L’inspectrice Harbinder est le parangon des « minorités » emmêlée dans des situations personnelles compliquées. Elle assume elle aussi ses différences comme elle peut : femme de couleur, fille d’immigrés indiens, homosexuelle, elle vit encore chez ses parents.

La plus énigmatique est Georgia, l’ado rebelle typique affublée d’un petit-ami plus âgé, et une famille reconstituée du côté de son père. Beaucoup de questions ébranlent l’idée de candeur adolescente de Georgia, notamment sa fréquentation avec un garçon déjà adulte. Pas très franche avec sa mère, la jeune fille cache certaines de ses amitiés. Elle marque aussi sa rébellion en dissimulant à sa mère son goût pour la littérature. Son cercle d’écriture auquel elle appartient ajoute un suspens compréhensible, pimenté par la curieuse Mme Hugues.

Cadavres mis en scène

Belle idée, l’ambiance glauque, « halloweenesque » : La légende colportée sur un auteur, sa vie, ses fantômes, et ses ombres, s’ajoute à un tableau intrigant du personnage dans un cadre intemporel – le lycée —.

En italique, entre deux chapitres, des bribes de la nouvelle « L’Inconnu » de l’auteur M.H Holland,  se répètent. Des passages à noirs et durs sont repris plusieurs fois. On ne s’imprègne que mieux du contenu qui nous place dans un contexte entre Harry Potter et un bizutage macabre de collégiens à la S. King.

On est conditionné : Dans l’Angleterre estudiantine classique, une brume de légendes, de fantômes, de passé resurgi par des récits surannés se répand dans des lieux vétustes. Là, ces évocations suggèrent une impression de mystère qui plane. Ce leitmotiv y participe à cette mise en scène :

« L’enfer est vide et tous les démons sont ici. »

L’idée d’un auteur fictif comme R.M. Holland surprend, car on adhère à son histoire. Mais je regrette les répétitions des mêmes passages de sa nouvelle. Ces répétitons exagérées donnent l’impression de remplissage. Alors, quand la nouvelle est encore reprise (!)  en intégralité à la fin du livre, on la relit avec lassitude.

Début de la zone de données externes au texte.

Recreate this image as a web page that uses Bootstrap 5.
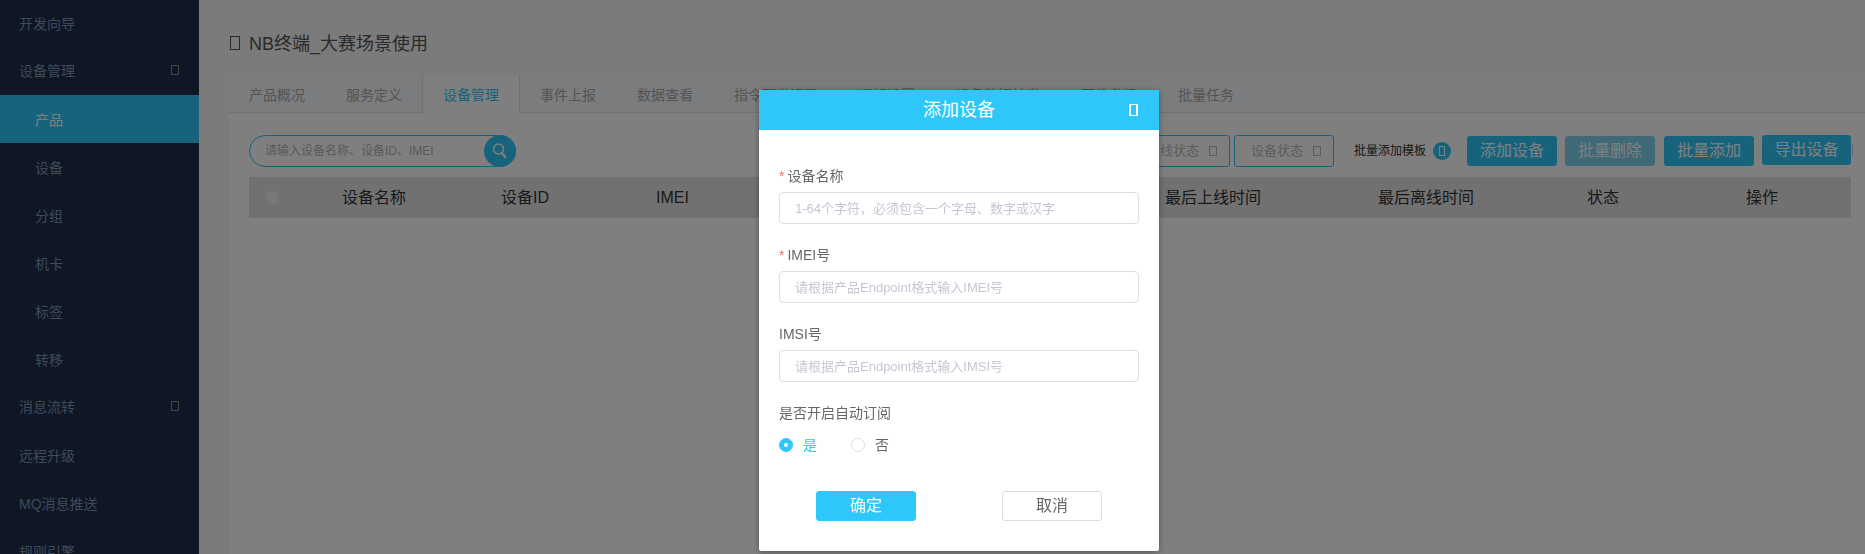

Beaucoup de questions tournent autour de la pauvre Claire embourbée dans des crimes commis par un « ami qui lui veut du bien ». Elle est liée aux crimes, mais comment et pourquoi ? Et surtout, comment quelqu’un peut avoir accès à son journal ?

Dommage :

  • Annoncé comme tel, je n’ai pas ressenti le livre comme un thriller, excepté peut-être à la fin.
  • Seul le personnage de Claire m’a un peu émue.

Le plus du roman :

  • L’écriture fluide permet de lire sans problème ces 350 pages, même si certaines sont de trop.
  • L’apothéose finale. On est loin d’imaginer qui était l’auteur, et ses raisons, un peu bizarres quand même. De plus, fan de chiens, j’ai apprécié le rôle d’Herbert qui tient une excellente place dans le récit.
  • L’humour :
«… c’est quelqu’un de formidable, dis-je. Très intelligente, très drôle. Tout le monde l’aimait. »
Sauf ceux qui n e l’aimaient pas, évidemment.
« Ça va, répond-il. elle est un peu fatiguée. Ocean ne fait toujours pas ses nuits. »
Personnellement, je ne peux pas lui en vouloir, elle doit être traumatisée par ce prénom ridicule.
On dirait un roman pour bonnes femmes, du genre qu’on regrette d’avoir acheté à l’aéroport avant même que l’hôtesse ait fini de faire des démonstrations de sécurité.

Et :

Un bon principe à suivre dans la vie, jeune homme. prépare-toi toujours au pire.